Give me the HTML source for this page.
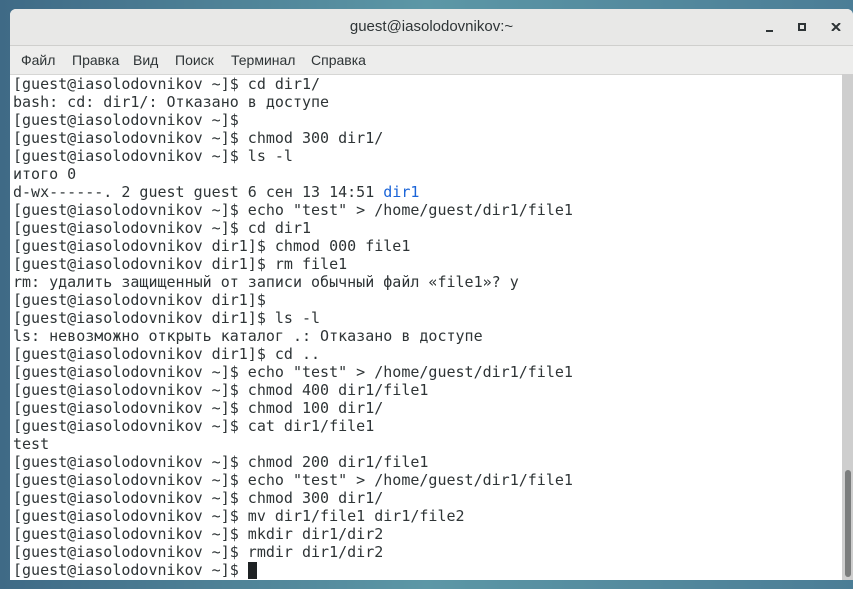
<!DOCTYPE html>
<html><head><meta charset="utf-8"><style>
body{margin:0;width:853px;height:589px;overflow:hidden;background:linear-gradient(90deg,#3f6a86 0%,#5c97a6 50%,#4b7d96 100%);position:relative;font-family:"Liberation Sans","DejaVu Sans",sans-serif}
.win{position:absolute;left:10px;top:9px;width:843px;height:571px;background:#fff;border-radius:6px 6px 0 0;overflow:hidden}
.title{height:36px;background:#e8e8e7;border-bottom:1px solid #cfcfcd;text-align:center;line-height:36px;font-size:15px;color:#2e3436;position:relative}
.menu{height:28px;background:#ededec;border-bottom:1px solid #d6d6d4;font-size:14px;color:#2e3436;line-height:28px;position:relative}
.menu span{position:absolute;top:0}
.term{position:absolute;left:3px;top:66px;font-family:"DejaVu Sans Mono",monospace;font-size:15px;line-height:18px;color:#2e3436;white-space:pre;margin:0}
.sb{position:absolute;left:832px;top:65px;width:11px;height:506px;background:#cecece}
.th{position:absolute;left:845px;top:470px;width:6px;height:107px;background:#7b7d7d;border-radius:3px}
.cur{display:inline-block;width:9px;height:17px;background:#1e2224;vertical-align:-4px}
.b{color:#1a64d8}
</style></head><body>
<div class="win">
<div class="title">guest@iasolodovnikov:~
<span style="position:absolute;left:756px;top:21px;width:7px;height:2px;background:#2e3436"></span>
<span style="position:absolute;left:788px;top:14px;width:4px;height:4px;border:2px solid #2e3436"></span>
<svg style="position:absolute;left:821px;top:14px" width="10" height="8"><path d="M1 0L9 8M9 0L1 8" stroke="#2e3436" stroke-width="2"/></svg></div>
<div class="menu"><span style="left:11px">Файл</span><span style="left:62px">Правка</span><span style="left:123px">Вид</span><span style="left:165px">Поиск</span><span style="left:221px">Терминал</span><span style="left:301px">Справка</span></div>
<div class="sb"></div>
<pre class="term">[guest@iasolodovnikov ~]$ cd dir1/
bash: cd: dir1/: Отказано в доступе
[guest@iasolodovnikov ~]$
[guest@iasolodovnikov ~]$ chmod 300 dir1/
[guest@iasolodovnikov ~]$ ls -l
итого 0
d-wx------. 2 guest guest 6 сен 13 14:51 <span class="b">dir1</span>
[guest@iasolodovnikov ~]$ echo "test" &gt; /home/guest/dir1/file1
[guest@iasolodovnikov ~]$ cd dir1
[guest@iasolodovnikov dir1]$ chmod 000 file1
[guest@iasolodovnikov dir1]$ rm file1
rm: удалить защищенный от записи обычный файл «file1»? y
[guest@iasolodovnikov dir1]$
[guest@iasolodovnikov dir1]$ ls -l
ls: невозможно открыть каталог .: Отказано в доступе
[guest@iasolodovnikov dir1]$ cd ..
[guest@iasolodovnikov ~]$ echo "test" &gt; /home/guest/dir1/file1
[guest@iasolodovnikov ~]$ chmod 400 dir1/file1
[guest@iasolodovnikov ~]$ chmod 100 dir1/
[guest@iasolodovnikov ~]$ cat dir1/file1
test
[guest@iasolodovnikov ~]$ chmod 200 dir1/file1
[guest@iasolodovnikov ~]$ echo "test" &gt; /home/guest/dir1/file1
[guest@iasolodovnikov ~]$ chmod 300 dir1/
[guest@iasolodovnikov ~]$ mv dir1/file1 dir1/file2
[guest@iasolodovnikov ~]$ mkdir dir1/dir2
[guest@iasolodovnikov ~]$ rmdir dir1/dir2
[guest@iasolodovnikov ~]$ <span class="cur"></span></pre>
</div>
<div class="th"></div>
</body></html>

**Exercise description**.
Reproduce the data above in full, exactly as it is, with the pictures left out.

**Complete output**.
Give me the HTML source for this page.
<!DOCTYPE html>
<html><head><meta charset="utf-8"><style>
body{margin:0;width:853px;height:589px;overflow:hidden;background:linear-gradient(90deg,#3f6a86 0%,#5c97a6 50%,#4b7d96 100%);position:relative;font-family:"Liberation Sans","DejaVu Sans",sans-serif}
.win{position:absolute;left:10px;top:9px;width:843px;height:571px;background:#fff;border-radius:6px 6px 0 0;overflow:hidden}
.title{height:36px;background:#e8e8e7;border-bottom:1px solid #cfcfcd;text-align:center;line-height:36px;font-size:15px;color:#2e3436;position:relative}
.menu{height:28px;background:#ededec;border-bottom:1px solid #d6d6d4;font-size:14px;color:#2e3436;line-height:28px;position:relative}
.menu span{position:absolute;top:0}
.term{position:absolute;left:3px;top:66px;font-family:"DejaVu Sans Mono",monospace;font-size:15px;line-height:18px;color:#2e3436;white-space:pre;margin:0}
.sb{position:absolute;left:832px;top:65px;width:11px;height:506px;background:#cecece}
.th{position:absolute;left:845px;top:470px;width:6px;height:107px;background:#7b7d7d;border-radius:3px}
.cur{display:inline-block;width:9px;height:17px;background:#1e2224;vertical-align:-4px}
.b{color:#1a64d8}
</style></head><body>
<div class="win">
<div class="title">guest@iasolodovnikov:~
<span style="position:absolute;left:756px;top:21px;width:7px;height:2px;background:#2e3436"></span>
<span style="position:absolute;left:788px;top:14px;width:4px;height:4px;border:2px solid #2e3436"></span>
<svg style="position:absolute;left:821px;top:14px" width="10" height="8"><path d="M1 0L9 8M9 0L1 8" stroke="#2e3436" stroke-width="2"/></svg></div>
<div class="menu"><span style="left:11px">Файл</span><span style="left:62px">Правка</span><span style="left:123px">Вид</span><span style="left:165px">Поиск</span><span style="left:221px">Терминал</span><span style="left:301px">Справка</span></div>
<div class="sb"></div>
<pre class="term">[guest@iasolodovnikov ~]$ cd dir1/
bash: cd: dir1/: Отказано в доступе
[guest@iasolodovnikov ~]$
[guest@iasolodovnikov ~]$ chmod 300 dir1/
[guest@iasolodovnikov ~]$ ls -l
итого 0
d-wx------. 2 guest guest 6 сен 13 14:51 <span class="b">dir1</span>
[guest@iasolodovnikov ~]$ echo "test" &gt; /home/guest/dir1/file1
[guest@iasolodovnikov ~]$ cd dir1
[guest@iasolodovnikov dir1]$ chmod 000 file1
[guest@iasolodovnikov dir1]$ rm file1
rm: удалить защищенный от записи обычный файл «file1»? y
[guest@iasolodovnikov dir1]$
[guest@iasolodovnikov dir1]$ ls -l
ls: невозможно открыть каталог .: Отказано в доступе
[guest@iasolodovnikov dir1]$ cd ..
[guest@iasolodovnikov ~]$ echo "test" &gt; /home/guest/dir1/file1
[guest@iasolodovnikov ~]$ chmod 400 dir1/file1
[guest@iasolodovnikov ~]$ chmod 100 dir1/
[guest@iasolodovnikov ~]$ cat dir1/file1
test
[guest@iasolodovnikov ~]$ chmod 200 dir1/file1
[guest@iasolodovnikov ~]$ echo "test" &gt; /home/guest/dir1/file1
[guest@iasolodovnikov ~]$ chmod 300 dir1/
[guest@iasolodovnikov ~]$ mv dir1/file1 dir1/file2
[guest@iasolodovnikov ~]$ mkdir dir1/dir2
[guest@iasolodovnikov ~]$ rmdir dir1/dir2
[guest@iasolodovnikov ~]$ <span class="cur"></span></pre>
</div>
<div class="th"></div>
</body></html>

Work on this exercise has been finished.